On avait tiré sur ces deux officiers quand, informés de l’arrestation des voitures, ils avaient tenté de se rendre auprès du roi. La nuit entière s’était accomplie dans ces différentes vicissitudes. Déjà les gardes nationales des villages voisins arrivaient en armes à Varennes ; on y élevait des barrières entre la ville haute et la ville basse, et des courriers expédiés par la municipalité allaient avertir les municipalités de Metz et de Verdun d’envoyer en toute hâte à Varennes des troupes et du canon, pour prévenir l’enlèvement du roi par les forces de M. de Bouillé qui s’approchait.

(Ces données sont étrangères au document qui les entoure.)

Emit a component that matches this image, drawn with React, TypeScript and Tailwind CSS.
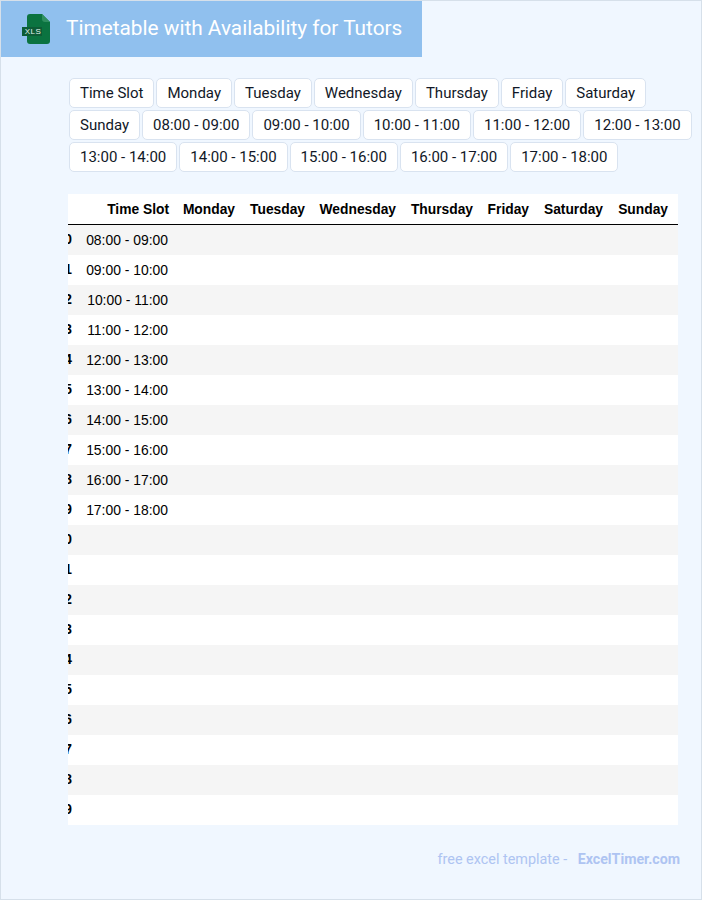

Le roi cependant, la reine, Madame Élisabeth et les enfants reposaient, quelques moments, tout habillés, dans les chambres de la maison de M. Sausse, au murmure menaçant des pas et des voix du peuple inquiet, qui chaque minute grossissait sous leurs fenêtres. Tel était l’état des choses à Varennes à sept heures du matin. La reine ne dormait pas. Toutes ses passions de femme, de mère, de reine, l’indignation, la terreur, le désespoir, se livrèrent un tel assaut dans son âme, que ses cheveux, blonds la veille, furent blancs le lendemain.